A road-safety campaigner has compared police chases to "some cowboy posse" that results in "lots of dead bodies".
The comments from Clive Matthew-Wilson follow the deaths of two people in Auckland early yesterday after a driver hit a tree.
The crash came after a police pursuit. Earlier this month, 15-year-old Morocco Tai died after crashing a stolen car in Otara. Police had earlier tried to stop the vehicle.
Matthew-Wilson said the police pursuit policy needed to change.
"The end result is lots of dead bodies," he said.
"If that's the result that you want it's working really really well because we have one of the highest rates of police chase deaths, per head of population, in the world."
Matthew-Wilson, of the Dog and Lemon Guide, said that in many states of Australia, high speed police car pursuits were banned.

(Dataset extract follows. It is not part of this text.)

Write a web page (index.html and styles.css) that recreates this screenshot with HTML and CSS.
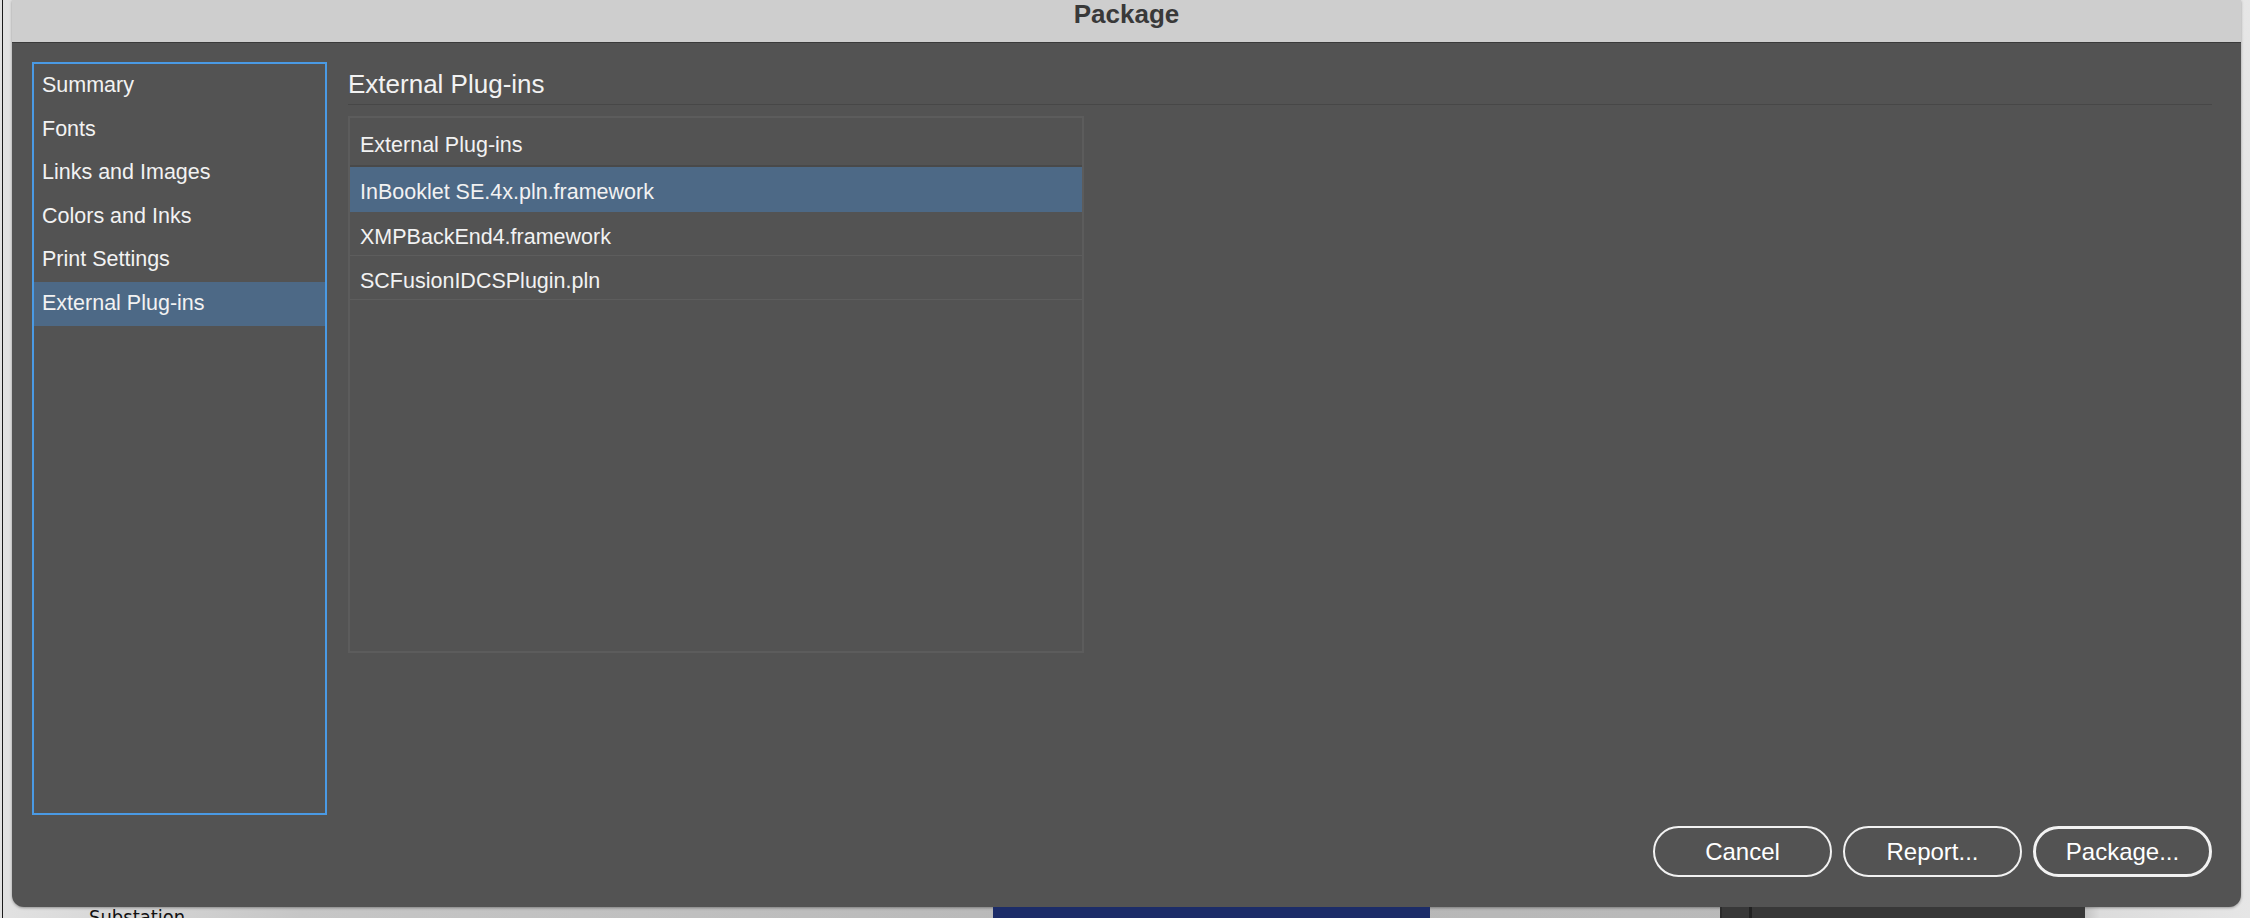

In Queensland, he said, there have been zero pursuit deaths since police abandoned the practice except in emergencies.
"We have a choice," he said.
"We can be right and self-righteous about it and say these idiots shouldn't be doing this.
"I agree they shouldn't but the reality is just because they don't think, and roar off at high speed, doesn't mean the cops have to do the same.
"The reality is there's plenty of ways of catching criminals and to quote the Queensland Police Commissioner 'we would rather drag them out of bed at 6 o'clock in the morning than drag them out of the wreck of the car they've just crashed'.
"If you want the death penalty for driving without a warrant then come out and say it because that's the end result of this kind of chase."
In a statement, assistant commissioner of road policing, Superintendent Sandra Venables, didn't directly respond to the call for chases to be scrapped.
She said the pursuit policy was updated last year and had been reviewed seven times since 1996, with each review making the policy safer.
"On each occasion police must strike a balance between the responsibility to protect life and the duty to enforce the law, however it is really up to the driver to take more responsibility and make better decisions," she said.
Police officers would never hesitate to abandon a pursuit which was putting people at risk, Supt Venables said.